Item 7.          Material to be Filed as Exhibits.

        Exhibit A. Agreement and Plan of Merger, dated as of March 30, 2003, among Frontier Oil Corporation, Front Range Himalaya Corporation, Front Range Merger Corporation, Himalaya Merger Corporation and Holly Corporation (incorporated herein by reference to Exhibit 99.1 to the Company’s Current Report on Form 8-K, filed by the Company on April 2, 2003).

        Exhibit B. Form of Holly Holder Support Agreement, dated as of March 30, 2003, between Frontier Oil Corporation and each of the stockholders of Holly Corporation identified therein (incorporated herein by reference to Exhibit 99.2 to the Company’s Current Report on Form 8-K, filed by the Company on April 2, 2003).

SIGNATURE

        After reasonable inquiry and to the best of the my knowledge and belief, I certify that the information set forth in this Statement is true, complete and correct.

Dated: April 9, 2003

  FRONTIER OIL CORPORATION

/s/  Julie H. Edwards
———————————————
Julie H. Edwards
Executive Vice President - Finance and
Administration, Chief Financial Officer


Schedule A

Directors and Executive Officers of Frontier Oil Corporation

        The name, business address, present principal occupation or employment, and the name, principal business and address of any corporation or other organization in which such employment is conducted of each of the directors and executive officers of the Reporting Person is set forth below. Unless otherwise indicated below, each occupation set forth opposite the name of each person refers to employment with the Reporting Person, which is principally engaged in the business of petroleum refining. The address of the Reporting Person is 10000 Memorial Drive, Suite 600, Houston, Texas 77024-3411. The business address of each person listed below is, unless otherwise indicated, 10000 Memorial Drive, Suite 600, Houston, Texas 77024-3411.

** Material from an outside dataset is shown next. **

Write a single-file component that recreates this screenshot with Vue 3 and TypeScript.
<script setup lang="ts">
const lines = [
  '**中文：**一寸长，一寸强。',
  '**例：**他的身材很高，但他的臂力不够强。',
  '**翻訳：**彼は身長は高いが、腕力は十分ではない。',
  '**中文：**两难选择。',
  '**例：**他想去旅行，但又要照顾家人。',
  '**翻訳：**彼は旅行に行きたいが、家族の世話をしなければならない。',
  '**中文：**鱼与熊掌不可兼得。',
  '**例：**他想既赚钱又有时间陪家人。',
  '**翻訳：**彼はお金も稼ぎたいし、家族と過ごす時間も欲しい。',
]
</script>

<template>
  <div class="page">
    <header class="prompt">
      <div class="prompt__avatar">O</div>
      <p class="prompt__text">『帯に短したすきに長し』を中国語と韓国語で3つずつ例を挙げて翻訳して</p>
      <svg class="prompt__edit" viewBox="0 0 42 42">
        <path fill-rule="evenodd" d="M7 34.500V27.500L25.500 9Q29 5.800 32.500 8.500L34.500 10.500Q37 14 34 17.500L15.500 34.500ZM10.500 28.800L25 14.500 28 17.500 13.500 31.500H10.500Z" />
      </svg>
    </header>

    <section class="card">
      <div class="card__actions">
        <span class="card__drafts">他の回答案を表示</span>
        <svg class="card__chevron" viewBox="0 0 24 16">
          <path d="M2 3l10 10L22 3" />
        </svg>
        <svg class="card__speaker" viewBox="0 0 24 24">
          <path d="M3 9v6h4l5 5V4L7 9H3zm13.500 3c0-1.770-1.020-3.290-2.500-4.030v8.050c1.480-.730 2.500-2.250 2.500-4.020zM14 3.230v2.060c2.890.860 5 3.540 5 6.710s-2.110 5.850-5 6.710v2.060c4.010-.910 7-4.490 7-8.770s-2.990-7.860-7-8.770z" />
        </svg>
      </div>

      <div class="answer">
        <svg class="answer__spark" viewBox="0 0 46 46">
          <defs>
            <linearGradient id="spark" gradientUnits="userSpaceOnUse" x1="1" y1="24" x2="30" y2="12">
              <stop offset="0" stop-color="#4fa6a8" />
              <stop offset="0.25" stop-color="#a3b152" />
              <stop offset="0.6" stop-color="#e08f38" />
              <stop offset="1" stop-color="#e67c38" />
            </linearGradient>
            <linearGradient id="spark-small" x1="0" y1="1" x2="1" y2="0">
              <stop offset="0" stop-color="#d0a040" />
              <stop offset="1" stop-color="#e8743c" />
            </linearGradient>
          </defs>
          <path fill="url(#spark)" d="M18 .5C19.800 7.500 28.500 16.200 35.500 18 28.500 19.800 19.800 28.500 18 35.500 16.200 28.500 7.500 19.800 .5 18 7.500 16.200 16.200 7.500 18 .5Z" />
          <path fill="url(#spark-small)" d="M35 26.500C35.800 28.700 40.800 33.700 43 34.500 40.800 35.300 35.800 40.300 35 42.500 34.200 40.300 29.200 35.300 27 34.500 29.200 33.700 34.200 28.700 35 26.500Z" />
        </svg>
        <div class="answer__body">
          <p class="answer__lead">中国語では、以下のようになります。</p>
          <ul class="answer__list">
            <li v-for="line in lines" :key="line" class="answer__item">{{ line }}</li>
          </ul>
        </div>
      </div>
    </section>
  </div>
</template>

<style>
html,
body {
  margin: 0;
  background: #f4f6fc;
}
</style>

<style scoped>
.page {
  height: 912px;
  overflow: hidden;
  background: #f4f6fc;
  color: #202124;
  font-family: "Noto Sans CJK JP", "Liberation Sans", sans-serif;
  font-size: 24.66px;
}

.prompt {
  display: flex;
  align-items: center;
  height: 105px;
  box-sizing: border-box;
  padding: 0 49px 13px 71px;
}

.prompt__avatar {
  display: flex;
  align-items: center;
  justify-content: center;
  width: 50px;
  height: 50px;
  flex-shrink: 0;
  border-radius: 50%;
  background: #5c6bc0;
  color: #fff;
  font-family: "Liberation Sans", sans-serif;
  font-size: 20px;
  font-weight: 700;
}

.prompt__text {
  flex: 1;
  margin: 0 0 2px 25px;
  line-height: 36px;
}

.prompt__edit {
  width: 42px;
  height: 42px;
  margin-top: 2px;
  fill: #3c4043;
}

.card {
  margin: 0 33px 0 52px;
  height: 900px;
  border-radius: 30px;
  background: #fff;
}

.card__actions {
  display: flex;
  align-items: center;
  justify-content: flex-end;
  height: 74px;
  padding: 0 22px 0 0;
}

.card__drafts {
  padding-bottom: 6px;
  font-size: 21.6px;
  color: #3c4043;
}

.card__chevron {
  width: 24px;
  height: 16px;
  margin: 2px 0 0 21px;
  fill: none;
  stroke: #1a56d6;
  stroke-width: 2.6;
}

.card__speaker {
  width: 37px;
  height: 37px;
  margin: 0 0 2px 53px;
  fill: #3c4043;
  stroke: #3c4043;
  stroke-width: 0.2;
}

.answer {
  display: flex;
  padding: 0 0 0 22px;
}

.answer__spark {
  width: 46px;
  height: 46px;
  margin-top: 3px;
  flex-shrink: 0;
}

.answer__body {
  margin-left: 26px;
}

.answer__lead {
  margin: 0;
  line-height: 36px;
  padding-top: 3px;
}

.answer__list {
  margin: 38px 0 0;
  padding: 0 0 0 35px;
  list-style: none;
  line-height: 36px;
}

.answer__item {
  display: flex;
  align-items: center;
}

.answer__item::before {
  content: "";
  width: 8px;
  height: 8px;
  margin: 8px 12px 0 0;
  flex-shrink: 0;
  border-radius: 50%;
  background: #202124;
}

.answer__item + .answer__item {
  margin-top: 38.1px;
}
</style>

Director/Executive Officer Principal Occupation or Employment
 
James R. Gibbs (Director and Executive Officer) Chairman of the Board, President and Chief Executive Officer
 
Douglas Y. Bech (Director) Chairman and CEO, Raintree Resorts International, Inc.
 
G. Clyde Buck (Director) Senior Vice President and Managing Director, Sanders Morris Harris, Inc., an investment banking firm
 
T. Michael Dossey (Director) Management Consultant
 
James H. Lee (Director) Managing General Partner and principal owner, Lee, Hite & Wisda Ltd., an oil and gas consulting firm
 
Paul B. Loyd, Jr. (Director) Served as Chairman and CEO, R&B Falcon Corporation, an offshore drilling company, from December 1997 to January 2001
 
Carl W. Schafer (Director) President, Atlantic Foundation, a charitable foundation
 
Julie H. Edwards (Executive Officer) Executive Vice President - Finance & Administration, Chief Financial Officer
 
W. Reed Williams (Executive Officer) Executive Vice President - Refining & Marketing
 
J. Currie Bechtol (Executive Officer) Vice President - General Counsel, Secretary
 
Jon D. Galvin (Executive Officer) Vice President
 
Gerald B. Faudel (Executive Officer) Vice President - Corporate Relations and Environmental Affairs
 
Nancy J. Zupan (Executive Officer) Vice President - Controller
 



Schedule B

Holly Holder Support Agreements

The Reporting Person has entered into Support Agreements with the following stockholders of the Company:

Name Position with the Company (if any)
 
C. Lamar Norsworthy, III Chairman of the Board and Chief Executive Officer
 
Matthew P. Clifton President and Director
 
W. John Glancy Senior Vice President, Secretary, General Counsel and Director
 
Nona Barrett  
 
William J. Gray Director
 
Marcus R. Hickerson Director
 
Thomas K. Matthews, II Director
 
Robert G. McKenzie Director
 
Jack P. Reid Director
 
Paul T. Stoffel Director
 
Brown Brothers Harriman Trust Company of Texas, as trustee for various trusts
 
 
NBN Capital Limited Partnership
 
 
NBN Asset Management Company, L.L.C.